-- BEGIN Data entries --

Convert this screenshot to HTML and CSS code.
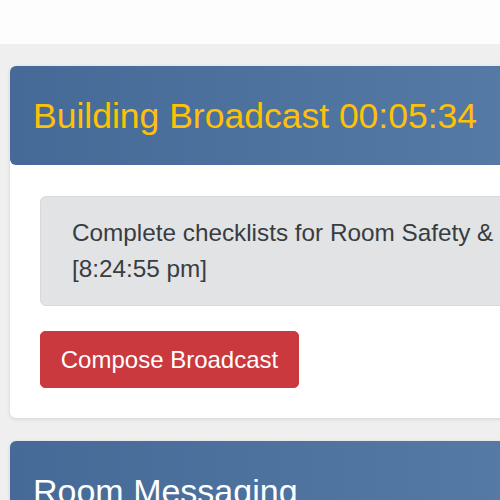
FILE: index.html
```html
<!DOCTYPE html>
<html>
<head>
<meta charset="utf-8">
<link rel="stylesheet" href="styles.css">
</head>
<body>
<div class="topbar"></div>
<main class="content">
  <section class="card">
    <div class="card-header">
      <h2 class="title title-warn">Building Broadcast 00:05:34</h2>
    </div>
    <div class="card-body">
      <div class="alert">Complete checklists for Room Safety &amp;<br>[8:24:55 pm]</div>
      <button class="btn-danger">Compose Broadcast</button>
    </div>
  </section>
  <section class="card">
    <div class="card-header">
      <h2 class="title title-sm">Room Messaging</h2>
    </div>
  </section>
</main>
</body>
</html>
```
FILE: styles.css
```css
html, body {
  margin: 0;
  padding: 0;
  background: #efefef;
  font-family: "Liberation Sans", Arial, sans-serif;
  overflow: hidden;
  width: 500px;
  height: 500px;
}
.topbar {
  height: 44px;
  background: #fdfdfe;
}
.content {
  padding: 22px 0 0 10px;
  display: flex;
  flex-direction: column;
  gap: 23px;
}
.card {
  width: 700px;
  background: #fff;
  border-radius: 6px;
  box-shadow: 0 1px 4px rgba(0,0,0,0.12);
}
.card-header {
  background: linear-gradient(90deg, #456a97 0%, #5b80ab 100%);
  border-radius: 6px;
  height: 99px;
  padding: 29px 23px 0;
  box-sizing: border-box;
}
.title {
  margin: 0;
  font-weight: 400;
  font-size: 35.5px;
  line-height: 1.2;
  color: #fff;
  white-space: nowrap;
}
.title-warn {
  color: #ffc107;
}
.title-sm {
  font-size: 34px;
  padding-top: 1px;
}
.card-body {
  padding: 31px 30px 30px;
}
.alert {
  background: #e2e3e5;
  border: 1px solid #d6d8db;
  border-radius: 6px;
  padding: 18px 31px;
  font-size: 24.3px;
  line-height: 36px;
  color: #383d41;
  white-space: nowrap;
}
.btn-danger {
  margin-top: 25px;
  display: block;
  background: #c9393d;
  color: #fff;
  border: 1px solid #c9393d;
  border-radius: 5px;
  font-family: inherit;
  font-size: 24px;
  height: 57px;
  width: 259px;
  padding: 0;
}
```
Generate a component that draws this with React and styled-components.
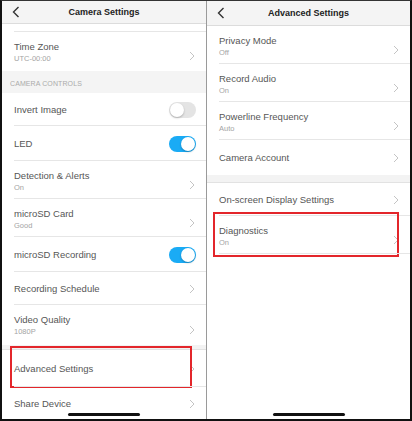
import React from 'react'
import styled, { createGlobalStyle } from 'styled-components'

const GlobalStyle = createGlobalStyle`
  html, body {
    margin: 0;
    padding: 0;
    background: #fff;
  }
  body {
    font-family: "Liberation Sans", Arial, sans-serif;
  }
`

const Frame = styled.div`
  width: 412px;
  height: 421px;
  box-sizing: border-box;
  display: flex;
  border: 2px solid #111;
  border-top: 1px solid #333;
  background: #fff;
  overflow: hidden;
`

const Panel = styled.div`
  position: relative;
  width: ${p => p.$w}px;
  flex-shrink: 0;
  display: flex;
  flex-direction: column;
  overflow: hidden;
  background: #fff;
`

const Divider = styled.div`
  width: 1px;
  flex-shrink: 0;
  background: #9a9a9a;
`

const Header = styled.div`
  height: ${p => p.$h}px;
  flex-shrink: 0;
  box-sizing: border-box;
  display: grid;
  grid-template-columns: 30px 1fr 30px;
  align-items: center;
  background: #f4f4f4;
  border-bottom: 1px solid #dcdcdc;
`

const BackBtn = styled.div`
  display: flex;
  align-items: center;
  padding-left: 10px;
`

const Title = styled.div`
  text-align: center;
  font-size: 9px;
  font-weight: 700;
  color: #222;
`

const Row = styled.div`
  position: relative;
  height: ${p => p.$h}px;
  flex-shrink: 0;
  box-sizing: border-box;
  display: flex;
  align-items: ${p => (p.$two ? 'flex-start' : 'center')};
  padding: ${p => (p.$two ? '9px 10px 0 12px' : '0 10px 0 12px')};
  &::after {
    content: '';
    position: absolute;
    left: 12px;
    right: 0;
    bottom: 0;
    height: 1px;
    background: ${p => (p.$noLine ? 'transparent' : '#e6e6e6')};
  }
`

const Texts = styled.div`
  flex: 1;
  display: flex;
  flex-direction: column;
`

const Label = styled.div`
  font-size: 9.5px;
  line-height: 12px;
  color: #565656;
`

const Sub = styled.div`
  margin-top: 1px;
  font-size: 7.5px;
  line-height: 10px;
  color: #a4a4a4;
`

const Chevron = styled.svg`
  width: 6px;
  height: 10px;
  flex-shrink: 0;
  align-self: center;
  margin-right: 1px;
`

const Toggle = styled.div`
  position: relative;
  width: 27px;
  height: 16px;
  border-radius: 8px;
  box-sizing: border-box;
  flex-shrink: 0;
  background: ${p => (p.$on ? '#1aabf5' : '#e4e4e4')};
  &::after {
    content: '';
    position: absolute;
    top: 1px;
    left: ${p => (p.$on ? '12px' : '1px')};
    width: 14px;
    height: 14px;
    border-radius: 50%;
    background: #fff;
    box-shadow: 0 1px 2px rgba(0, 0, 0, 0.25);
  }
`

const SectionHead = styled.div`
  height: ${p => p.$h}px;
  flex-shrink: 0;
  box-sizing: border-box;
  display: flex;
  align-items: center;
  padding-left: 8px;
  padding-top: 2px;
  background: #f4f4f4;
  font-size: 7px;
  letter-spacing: 0.1px;
  color: #ababab;
`

const Gap = styled.div`
  height: ${p => p.$h}px;
  flex-shrink: 0;
  box-sizing: border-box;
  background: #f3f3f3;
  border-bottom: 1px solid #e2e2e2;
`

const Highlight = styled.div`
  position: absolute;
  top: ${p => p.$t}px;
  bottom: ${p => p.$b}px;
  left: ${p => p.$l}px;
  right: ${p => p.$r}px;
  border: 2px solid #e3262b;
  pointer-events: none;
`

const HomeBar = styled.div`
  position: absolute;
  bottom: 3px;
  left: 50%;
  width: 72px;
  height: 3px;
  margin-left: -36px;
  border-radius: 2px;
  background: #111;
`

const Arrow = () => (
  <Chevron viewBox="0 0 6 10">
    <polyline points="1,1 5,5 1,9" fill="none" stroke="#c4c4c4" strokeWidth="1" />
  </Chevron>
)

const Back = () => (
  <BackBtn>
    <svg width="8" height="12" viewBox="0 0 8 12">
      <polyline points="6.5,1 1.5,6 6.5,11" fill="none" stroke="#333" strokeWidth="1.4" />
    </svg>
  </BackBtn>
)

function Item({ label, sub, h, toggle, box, noLine }) {
  return (
    <Row $h={h} $two={!!sub} $noLine={noLine}>
      <Texts>
        <Label>{label}</Label>
        {sub && <Sub>{sub}</Sub>}
      </Texts>
      {toggle === undefined ? <Arrow /> : <Toggle $on={toggle} />}
      {box && <Highlight $t={box[0]} $r={box[1]} $b={box[2]} $l={box[3]} />}
    </Row>
  )
}

export default function App() {
  return (
    <>
      <GlobalStyle />
      <Frame>
        <Panel $w={204}>
          <Header $h={23}>
            <Back />
            <Title>Camera Settings</Title>
          </Header>
          <Row $h={8} />
          <Item label="Time Zone" sub="UTC-00:00" h={39} noLine />
          <SectionHead $h={22}>CAMERA CONTROLS</SectionHead>
          <Item label="Invert Image" h={33} toggle={false} />
          <Item label="LED" h={35} toggle={true} />
          <Item label="Detection & Alerts" sub="On" h={38} />
          <Item label="microSD Card" sub="Good" h={38} />
          <Item label="microSD Recording" h={35} toggle={true} />
          <Item label="Recording Schedule" h={33} />
          <Item label="Video Quality" sub="1080P" h={40} noLine />
          <Gap $h={5} />
          <Item label="Advanced Settings" h={37} box={[-4, 14, -1, 8]} />
          <Item label="Share Device" h={33} />
          <HomeBar />
        </Panel>
        <Divider />
        <Panel $w={203}>
          <Header $h={25}>
            <Back />
            <Title>Advanced Settings</Title>
          </Header>
          <Item label="Privacy Mode" sub="Off" h={38} />
          <Item label="Record Audio" sub="On" h={38} />
          <Item label="Powerline Frequency" sub="Auto" h={38} />
          <Item label="Camera Account" h={35} noLine />
          <Gap $h={8} />
          <Item label="On-screen Display Settings" h={33} />
          <Item label="Diagnostics" sub="On" h={38} box={[-4, 11, -3, 6]} />
          <HomeBar />
        </Panel>
      </Frame>
    </>
  )
}
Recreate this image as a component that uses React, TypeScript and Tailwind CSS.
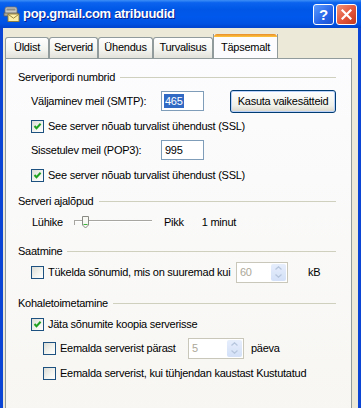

-- END Data entries --

*Task brief:*
Write out every line of the preceding listing that contains "React".

*Answer below:*
Generate a component that draws this with React and styled-components.
import React from 'react'
Recreate this image as a component that uses React, TypeScript and Tailwind CSS.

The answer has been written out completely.